This article originally appeared in the Wall Street Journal on November 28, 2017.
Communicating beyond markets and Congress to the broader public was never a priority for Federal Reserve chairmen Paul Volcker or Alan Greenspan. It took an epic financial crisis before Ben Bernanke went on “60 Minutes” to talk to ordinary Americans. Academic tomes on central bank communications focus more on yield curves than on winning the public’s trust.
A lot has changed; more change is needed.
Here’s what Bank of England Gov. Mark Carney said on a panel I recently moderated: “When you look at what we put out – a 50-page inflation report, 15-page speeches with lots of charts – expert audiences read them, understand, digest, respond to them. That’s true, but that’s not the way to communicate with the general public, and it’s not a sustainable form of communicating in a world that has had enough of experts.”
“We’re speaking to the people we serve first; markets in parallel or second,” he said. That is a long way from what Montagu Norman, BOE governor from 1920 to 1944, supposedly said: “Never explain. Never excuse.”

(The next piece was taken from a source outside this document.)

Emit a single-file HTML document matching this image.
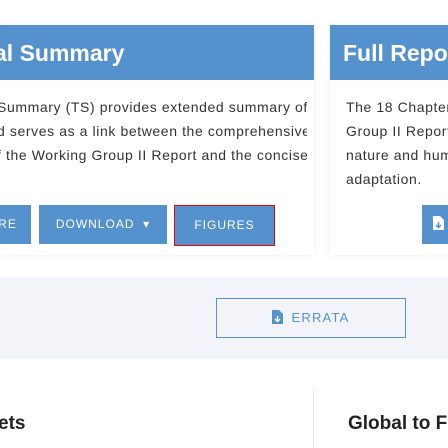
<!DOCTYPE html><html><head><style>
body{margin:0;width:448px;height:448px;overflow:hidden;background:#fff;font-family:"Liberation Sans",sans-serif;position:relative}
.a{position:absolute}
.card{background:#fff;box-shadow:0 0 6px rgba(0,0,0,.08)}
.hd{background:#5591cc;color:#fff;font-weight:bold;font-size:23px;height:55px;line-height:56px;white-space:nowrap;overflow:hidden}
.tx{font-size:14px;letter-spacing:0.6px;color:#333;line-height:24px;white-space:nowrap}
.btn{background:#5591cc;color:#fff;font-size:12px;letter-spacing:1px;height:39px;line-height:39px;text-align:center;top:205px}
</style></head><body>
<div class="a card" style="left:0;top:25px;width:314px;height:230px"></div>
<div class="a hd" style="left:0;top:25px;width:314px;text-indent:-6px">al Summary</div>
<div class="a tx" style="left:-3px;top:95px;width:310px;overflow:hidden">Summary (TS) provides extended summary of<br>d serves as a link between the comprehensive<br>f the Working Group II Report and the concise</div>
<div class="a btn" style="left:0;width:31px;overflow:hidden;text-indent:-16px">RE</div>
<div class="a btn" style="left:39px;width:128px">DOWNLOAD &nbsp;▾</div>
<div class="a btn" style="left:174px;width:99px;border:1px solid #e00;height:39px">FIGURES</div>
<div class="a card" style="left:330px;top:25px;width:130px;height:230px"></div>
<div class="a hd" style="left:330px;top:25px;width:130px;text-indent:13px">Full Repo</div>
<div class="a tx" style="left:346px;top:95px">The 18 Chapters<br>Group II Report a<br>nature and huma<br>adaptation.</div>
<div class="a btn" style="left:422px;width:30px;text-align:left"><svg width="11" height="14" viewBox="0 0 11 14" style="margin-left:11px;vertical-align:-2px"><path d="M0 0h7l4 4v10H0z" fill="#fff"/><path d="M5.5 6v5M3 9l2.5 2.5L8 9" stroke="#5591cc" stroke-width="1.5" fill="none"/></svg></div>
<div class="a" style="left:0;top:277px;width:448px;height:82px;background:#f3f4f9"></div>
<div class="a" style="left:216px;top:298px;width:188px;height:38px;border:1px solid #5591cc;color:#5591cc;font-size:13px;letter-spacing:1.2px;line-height:38px;text-align:center">
<svg width="11" height="14" viewBox="0 0 11 14" style="vertical-align:-2px;margin-right:8px"><path d="M0 0h7l4 4v10H0z" fill="#5591cc"/><path d="M5.5 6v5M3 9l2.5 2.5L8 9" stroke="#fff" stroke-width="1.5" fill="none"/></svg>ERRATA</div>
<div class="a" style="left:-2px;top:413px;font-size:19px;font-weight:bold;color:#222">ets</div>
<div class="a" style="left:313px;top:390px;width:1px;height:58px;background:#e5e5e5"></div>
<div class="a" style="left:348px;top:413px;font-size:19px;font-weight:bold;color:#222;white-space:nowrap">Global to F</div>
</body></html>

With the rise of populism, the U.K.’s expert-shunning Brexit vote, and the hostility of much of the German establishment to the European Central Bank, central bankers are putting more effort into reaching the public. Central bank communication is a means not only to enhance the effectiveness of monetary policy (the academic view) but also “helps to rebuild trust and reinforces public support for central bank independence,” Christine Graeff, the ECB’s communication director, said.
Reaching a broader audience takes many forms. Some central bankers hold town hall meetings far from headquarters. Others engage critics on Twitter (see @neelkashkari) “Three hundred thousand people read the Financial Times,” Mr. Carney observed. “There are 30 million Facebook users in the U.K. So just using different channels tells you orders of magnitude of (what) you can achieve.” In a remarkable (for central banks) move, the BOE explained the rationale for a recent interest rate increase in an online graphic with short, jargon-free sentences. A few regional Fed banks have upped their public outreach; not so much the Fed headquarters in Washington. As Fed Chairwoman, Janet Yellen did an online town hall meeting with teachers and visited a couple community colleges, but most of her speeches have been aimed at sophisticated listeners. Her designated successor, Jerome Powell, gets a chance to show if he is more focused on reaching the broader public at his Senate confirmation hearing today [Tuesday, Nov. 28].
Public confidence in elected politicians has ebbed. Parliaments are polarized or paralyzed. Trust in institutions of all sorts has eroded. Independence allows central banks to pursue essential, if unpopular, policies. But that power can make them politically vulnerable. Preserving their independence demands that central banks demonstrate, with both policy and communications, that they understand that their ultimate constituency is (or at least ought to be) not markets or banks, but the economy as a whole and the people who live in it.